Exercise >> Take every line from the listing below that contains "Write".

Dataset records
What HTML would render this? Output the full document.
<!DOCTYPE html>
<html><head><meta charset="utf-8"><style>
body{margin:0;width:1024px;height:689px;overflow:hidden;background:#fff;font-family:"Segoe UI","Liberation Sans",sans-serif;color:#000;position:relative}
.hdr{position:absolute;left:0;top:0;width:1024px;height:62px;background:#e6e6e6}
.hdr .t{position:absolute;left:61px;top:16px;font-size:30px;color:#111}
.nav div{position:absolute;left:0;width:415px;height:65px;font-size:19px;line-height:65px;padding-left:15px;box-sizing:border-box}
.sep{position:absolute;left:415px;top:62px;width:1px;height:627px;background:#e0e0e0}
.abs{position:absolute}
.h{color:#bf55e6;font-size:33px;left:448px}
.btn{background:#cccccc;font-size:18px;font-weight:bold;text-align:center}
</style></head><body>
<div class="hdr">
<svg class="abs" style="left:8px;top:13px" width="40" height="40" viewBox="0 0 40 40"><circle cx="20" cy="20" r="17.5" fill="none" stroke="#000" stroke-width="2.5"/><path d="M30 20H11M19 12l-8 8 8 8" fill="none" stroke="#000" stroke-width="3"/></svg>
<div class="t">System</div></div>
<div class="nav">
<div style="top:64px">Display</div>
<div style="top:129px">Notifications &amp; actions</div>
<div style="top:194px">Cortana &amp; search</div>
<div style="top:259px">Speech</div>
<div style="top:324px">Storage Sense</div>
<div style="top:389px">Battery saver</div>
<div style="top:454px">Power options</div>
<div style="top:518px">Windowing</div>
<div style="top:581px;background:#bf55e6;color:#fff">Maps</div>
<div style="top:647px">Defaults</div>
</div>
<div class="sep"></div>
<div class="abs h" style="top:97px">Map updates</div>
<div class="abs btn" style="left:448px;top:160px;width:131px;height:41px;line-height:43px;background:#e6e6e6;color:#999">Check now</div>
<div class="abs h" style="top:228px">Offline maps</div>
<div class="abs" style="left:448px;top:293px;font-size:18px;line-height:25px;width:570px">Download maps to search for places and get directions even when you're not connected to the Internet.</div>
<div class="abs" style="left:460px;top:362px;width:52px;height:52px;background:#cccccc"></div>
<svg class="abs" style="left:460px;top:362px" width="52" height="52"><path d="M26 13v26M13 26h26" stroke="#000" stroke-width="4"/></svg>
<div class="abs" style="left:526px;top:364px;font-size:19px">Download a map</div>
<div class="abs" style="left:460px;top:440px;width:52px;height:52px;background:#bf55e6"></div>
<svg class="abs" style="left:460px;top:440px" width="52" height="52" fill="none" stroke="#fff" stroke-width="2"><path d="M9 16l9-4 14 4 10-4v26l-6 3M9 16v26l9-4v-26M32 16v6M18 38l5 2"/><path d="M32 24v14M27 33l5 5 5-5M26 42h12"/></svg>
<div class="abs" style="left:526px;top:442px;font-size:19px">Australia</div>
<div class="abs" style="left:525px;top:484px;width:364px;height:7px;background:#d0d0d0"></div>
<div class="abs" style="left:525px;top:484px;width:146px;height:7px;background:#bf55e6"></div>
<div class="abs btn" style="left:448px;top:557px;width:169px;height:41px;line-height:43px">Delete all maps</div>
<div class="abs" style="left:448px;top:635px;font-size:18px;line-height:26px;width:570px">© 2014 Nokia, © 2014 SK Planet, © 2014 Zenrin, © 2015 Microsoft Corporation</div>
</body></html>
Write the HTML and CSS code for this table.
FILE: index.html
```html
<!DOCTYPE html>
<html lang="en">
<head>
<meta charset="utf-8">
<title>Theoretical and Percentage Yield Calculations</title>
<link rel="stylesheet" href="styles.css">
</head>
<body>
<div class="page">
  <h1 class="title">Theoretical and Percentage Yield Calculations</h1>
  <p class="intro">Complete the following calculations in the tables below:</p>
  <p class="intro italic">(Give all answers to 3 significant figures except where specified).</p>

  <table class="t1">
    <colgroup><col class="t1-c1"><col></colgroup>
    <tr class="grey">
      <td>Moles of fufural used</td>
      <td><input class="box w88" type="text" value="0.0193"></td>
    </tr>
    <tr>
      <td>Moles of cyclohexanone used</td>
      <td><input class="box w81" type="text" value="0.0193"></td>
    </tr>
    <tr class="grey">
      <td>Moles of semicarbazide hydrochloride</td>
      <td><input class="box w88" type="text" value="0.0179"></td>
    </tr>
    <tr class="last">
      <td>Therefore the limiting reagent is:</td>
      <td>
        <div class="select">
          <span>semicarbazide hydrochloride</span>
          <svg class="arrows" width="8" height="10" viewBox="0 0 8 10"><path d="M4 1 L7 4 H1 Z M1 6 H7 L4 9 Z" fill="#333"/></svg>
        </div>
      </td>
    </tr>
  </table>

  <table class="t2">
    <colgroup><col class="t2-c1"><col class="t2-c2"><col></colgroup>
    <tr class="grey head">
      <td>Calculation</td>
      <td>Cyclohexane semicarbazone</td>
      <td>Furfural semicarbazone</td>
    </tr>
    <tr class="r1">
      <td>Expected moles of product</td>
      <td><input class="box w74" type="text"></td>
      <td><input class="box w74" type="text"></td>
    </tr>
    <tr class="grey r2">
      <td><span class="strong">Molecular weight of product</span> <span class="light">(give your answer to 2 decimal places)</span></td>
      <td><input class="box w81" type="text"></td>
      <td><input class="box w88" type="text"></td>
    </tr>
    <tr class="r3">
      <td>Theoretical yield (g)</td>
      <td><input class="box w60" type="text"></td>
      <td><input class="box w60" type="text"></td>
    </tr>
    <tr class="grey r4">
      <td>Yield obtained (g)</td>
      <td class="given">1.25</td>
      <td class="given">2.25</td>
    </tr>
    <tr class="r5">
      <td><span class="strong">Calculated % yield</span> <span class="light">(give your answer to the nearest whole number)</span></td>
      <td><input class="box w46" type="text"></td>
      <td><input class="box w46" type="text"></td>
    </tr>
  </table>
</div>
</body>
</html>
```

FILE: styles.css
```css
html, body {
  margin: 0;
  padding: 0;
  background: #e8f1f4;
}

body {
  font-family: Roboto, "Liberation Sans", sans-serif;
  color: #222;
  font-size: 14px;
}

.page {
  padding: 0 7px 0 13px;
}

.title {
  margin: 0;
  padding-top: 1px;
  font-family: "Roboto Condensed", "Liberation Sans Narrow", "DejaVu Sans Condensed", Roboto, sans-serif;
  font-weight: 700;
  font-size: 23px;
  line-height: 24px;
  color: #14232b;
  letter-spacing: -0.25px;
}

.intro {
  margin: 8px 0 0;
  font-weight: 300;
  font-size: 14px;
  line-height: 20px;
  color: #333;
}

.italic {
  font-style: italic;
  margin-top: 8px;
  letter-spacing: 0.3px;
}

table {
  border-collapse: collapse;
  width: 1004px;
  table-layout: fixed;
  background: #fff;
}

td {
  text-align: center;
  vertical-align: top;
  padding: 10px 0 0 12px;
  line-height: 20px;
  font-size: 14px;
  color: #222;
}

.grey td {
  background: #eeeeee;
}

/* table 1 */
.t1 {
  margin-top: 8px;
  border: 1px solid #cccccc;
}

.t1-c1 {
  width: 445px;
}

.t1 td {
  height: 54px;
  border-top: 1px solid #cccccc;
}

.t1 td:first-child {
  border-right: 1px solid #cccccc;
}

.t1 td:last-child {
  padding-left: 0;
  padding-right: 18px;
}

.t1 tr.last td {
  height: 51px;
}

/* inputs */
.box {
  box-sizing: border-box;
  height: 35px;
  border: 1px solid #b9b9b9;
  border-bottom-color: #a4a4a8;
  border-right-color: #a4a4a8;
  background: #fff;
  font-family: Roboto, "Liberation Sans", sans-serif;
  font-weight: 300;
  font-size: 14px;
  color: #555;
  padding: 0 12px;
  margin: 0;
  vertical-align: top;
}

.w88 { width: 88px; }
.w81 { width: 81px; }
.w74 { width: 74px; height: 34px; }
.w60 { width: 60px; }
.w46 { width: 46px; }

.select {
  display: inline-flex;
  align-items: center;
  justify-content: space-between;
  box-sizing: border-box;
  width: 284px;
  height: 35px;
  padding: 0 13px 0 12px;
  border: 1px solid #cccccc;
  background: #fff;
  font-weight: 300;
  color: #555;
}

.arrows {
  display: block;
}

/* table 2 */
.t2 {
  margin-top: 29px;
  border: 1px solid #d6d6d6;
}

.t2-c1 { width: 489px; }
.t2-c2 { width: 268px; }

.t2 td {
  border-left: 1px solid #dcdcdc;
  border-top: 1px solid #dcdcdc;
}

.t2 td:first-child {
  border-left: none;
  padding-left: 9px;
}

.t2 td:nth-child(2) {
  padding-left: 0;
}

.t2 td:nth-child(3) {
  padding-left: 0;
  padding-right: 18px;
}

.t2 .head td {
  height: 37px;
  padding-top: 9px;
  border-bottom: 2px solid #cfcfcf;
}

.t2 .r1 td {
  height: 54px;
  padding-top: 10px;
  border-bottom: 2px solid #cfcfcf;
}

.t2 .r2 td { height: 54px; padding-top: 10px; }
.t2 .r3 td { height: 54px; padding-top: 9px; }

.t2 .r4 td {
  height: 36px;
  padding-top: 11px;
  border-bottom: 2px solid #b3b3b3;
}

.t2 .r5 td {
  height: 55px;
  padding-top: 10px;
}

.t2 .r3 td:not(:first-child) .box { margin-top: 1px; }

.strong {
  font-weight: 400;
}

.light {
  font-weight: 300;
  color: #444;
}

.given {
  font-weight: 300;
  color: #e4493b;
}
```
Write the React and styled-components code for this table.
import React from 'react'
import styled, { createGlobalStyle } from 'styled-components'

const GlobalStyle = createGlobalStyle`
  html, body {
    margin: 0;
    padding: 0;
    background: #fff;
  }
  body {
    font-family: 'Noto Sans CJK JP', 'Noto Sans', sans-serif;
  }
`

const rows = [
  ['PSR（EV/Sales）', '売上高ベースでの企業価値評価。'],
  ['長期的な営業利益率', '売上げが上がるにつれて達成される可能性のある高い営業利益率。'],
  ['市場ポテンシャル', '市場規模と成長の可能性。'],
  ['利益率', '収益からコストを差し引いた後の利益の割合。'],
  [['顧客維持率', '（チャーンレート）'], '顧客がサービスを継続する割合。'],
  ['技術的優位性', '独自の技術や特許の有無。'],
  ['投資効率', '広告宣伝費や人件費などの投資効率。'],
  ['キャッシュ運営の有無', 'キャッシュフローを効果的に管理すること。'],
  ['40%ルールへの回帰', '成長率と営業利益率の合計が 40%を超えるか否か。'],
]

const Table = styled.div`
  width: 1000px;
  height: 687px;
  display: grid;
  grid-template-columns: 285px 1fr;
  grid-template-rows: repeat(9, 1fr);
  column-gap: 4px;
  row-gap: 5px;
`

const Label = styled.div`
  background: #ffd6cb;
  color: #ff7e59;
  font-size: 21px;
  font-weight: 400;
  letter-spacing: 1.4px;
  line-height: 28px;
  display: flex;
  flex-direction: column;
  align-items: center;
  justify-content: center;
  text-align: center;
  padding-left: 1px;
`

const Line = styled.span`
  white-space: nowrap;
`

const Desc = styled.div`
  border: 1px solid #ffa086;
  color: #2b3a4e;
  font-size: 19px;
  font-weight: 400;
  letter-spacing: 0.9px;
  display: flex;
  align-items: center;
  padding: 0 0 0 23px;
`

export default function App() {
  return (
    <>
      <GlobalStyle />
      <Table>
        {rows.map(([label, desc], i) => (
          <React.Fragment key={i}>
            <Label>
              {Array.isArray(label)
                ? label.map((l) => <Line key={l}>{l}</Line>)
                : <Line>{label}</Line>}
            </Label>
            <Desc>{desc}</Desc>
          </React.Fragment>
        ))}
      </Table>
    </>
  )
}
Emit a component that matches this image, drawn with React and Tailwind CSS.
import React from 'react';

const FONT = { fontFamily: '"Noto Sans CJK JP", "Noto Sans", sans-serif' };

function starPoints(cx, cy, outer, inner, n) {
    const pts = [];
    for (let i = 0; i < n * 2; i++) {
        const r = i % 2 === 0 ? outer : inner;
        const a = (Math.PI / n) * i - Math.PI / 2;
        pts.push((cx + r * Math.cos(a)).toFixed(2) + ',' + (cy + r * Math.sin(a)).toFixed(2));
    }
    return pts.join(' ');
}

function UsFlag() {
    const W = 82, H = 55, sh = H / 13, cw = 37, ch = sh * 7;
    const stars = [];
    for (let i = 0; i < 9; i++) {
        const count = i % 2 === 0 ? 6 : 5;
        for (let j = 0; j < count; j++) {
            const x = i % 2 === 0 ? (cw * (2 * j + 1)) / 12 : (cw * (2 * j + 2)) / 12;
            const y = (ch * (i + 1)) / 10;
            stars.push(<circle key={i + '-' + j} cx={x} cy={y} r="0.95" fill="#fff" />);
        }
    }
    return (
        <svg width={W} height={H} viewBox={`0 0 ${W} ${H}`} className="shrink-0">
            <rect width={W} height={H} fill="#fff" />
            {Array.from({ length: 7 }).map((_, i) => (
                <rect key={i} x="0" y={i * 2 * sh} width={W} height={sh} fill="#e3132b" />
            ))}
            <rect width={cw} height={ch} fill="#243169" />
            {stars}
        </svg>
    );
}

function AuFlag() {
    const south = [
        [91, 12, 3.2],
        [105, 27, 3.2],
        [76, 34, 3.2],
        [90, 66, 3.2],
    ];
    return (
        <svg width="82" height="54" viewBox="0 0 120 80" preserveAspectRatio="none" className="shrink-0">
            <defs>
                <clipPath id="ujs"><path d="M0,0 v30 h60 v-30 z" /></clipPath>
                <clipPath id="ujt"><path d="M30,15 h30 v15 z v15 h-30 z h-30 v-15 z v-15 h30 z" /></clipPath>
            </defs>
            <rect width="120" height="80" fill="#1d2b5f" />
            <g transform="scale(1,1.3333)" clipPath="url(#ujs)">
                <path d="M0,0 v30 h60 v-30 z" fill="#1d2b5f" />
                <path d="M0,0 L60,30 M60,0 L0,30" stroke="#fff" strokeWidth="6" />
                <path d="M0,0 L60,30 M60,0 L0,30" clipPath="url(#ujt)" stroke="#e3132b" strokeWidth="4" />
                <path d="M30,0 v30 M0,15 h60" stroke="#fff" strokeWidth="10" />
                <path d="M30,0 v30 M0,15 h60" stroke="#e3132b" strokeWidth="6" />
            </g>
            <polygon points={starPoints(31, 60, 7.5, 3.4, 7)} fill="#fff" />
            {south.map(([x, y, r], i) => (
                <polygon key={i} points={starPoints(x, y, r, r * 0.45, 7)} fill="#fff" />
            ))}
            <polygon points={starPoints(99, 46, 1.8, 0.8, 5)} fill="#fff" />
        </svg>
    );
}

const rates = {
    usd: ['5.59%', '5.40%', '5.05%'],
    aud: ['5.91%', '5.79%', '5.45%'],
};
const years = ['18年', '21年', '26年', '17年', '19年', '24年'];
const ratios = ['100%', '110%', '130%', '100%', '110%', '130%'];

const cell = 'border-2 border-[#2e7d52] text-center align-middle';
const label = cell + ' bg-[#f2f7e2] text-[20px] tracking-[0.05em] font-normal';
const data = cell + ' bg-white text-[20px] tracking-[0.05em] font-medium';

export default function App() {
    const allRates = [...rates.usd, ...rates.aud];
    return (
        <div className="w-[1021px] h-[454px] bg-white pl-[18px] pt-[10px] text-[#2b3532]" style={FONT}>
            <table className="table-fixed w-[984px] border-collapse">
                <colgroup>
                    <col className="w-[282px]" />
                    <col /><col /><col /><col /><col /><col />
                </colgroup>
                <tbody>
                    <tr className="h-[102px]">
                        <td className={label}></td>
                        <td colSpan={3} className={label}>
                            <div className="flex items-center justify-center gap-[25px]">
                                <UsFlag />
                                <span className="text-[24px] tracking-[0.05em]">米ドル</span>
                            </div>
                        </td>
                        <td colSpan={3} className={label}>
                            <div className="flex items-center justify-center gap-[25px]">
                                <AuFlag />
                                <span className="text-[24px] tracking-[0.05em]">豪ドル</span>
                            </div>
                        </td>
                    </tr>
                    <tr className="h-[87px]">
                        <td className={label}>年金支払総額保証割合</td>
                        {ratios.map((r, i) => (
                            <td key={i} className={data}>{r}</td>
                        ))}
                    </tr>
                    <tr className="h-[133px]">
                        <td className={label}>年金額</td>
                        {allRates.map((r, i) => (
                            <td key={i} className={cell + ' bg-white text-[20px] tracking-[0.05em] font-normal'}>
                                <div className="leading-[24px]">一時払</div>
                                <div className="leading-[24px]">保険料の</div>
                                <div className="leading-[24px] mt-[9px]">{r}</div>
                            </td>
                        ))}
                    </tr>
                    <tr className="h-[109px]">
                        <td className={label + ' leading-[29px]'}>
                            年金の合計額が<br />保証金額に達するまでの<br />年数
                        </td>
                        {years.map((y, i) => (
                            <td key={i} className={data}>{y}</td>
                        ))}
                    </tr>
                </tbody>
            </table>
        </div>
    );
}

Solution to this problem >>
Write the HTML and CSS code for this table.
Write the React and styled-components code for this table.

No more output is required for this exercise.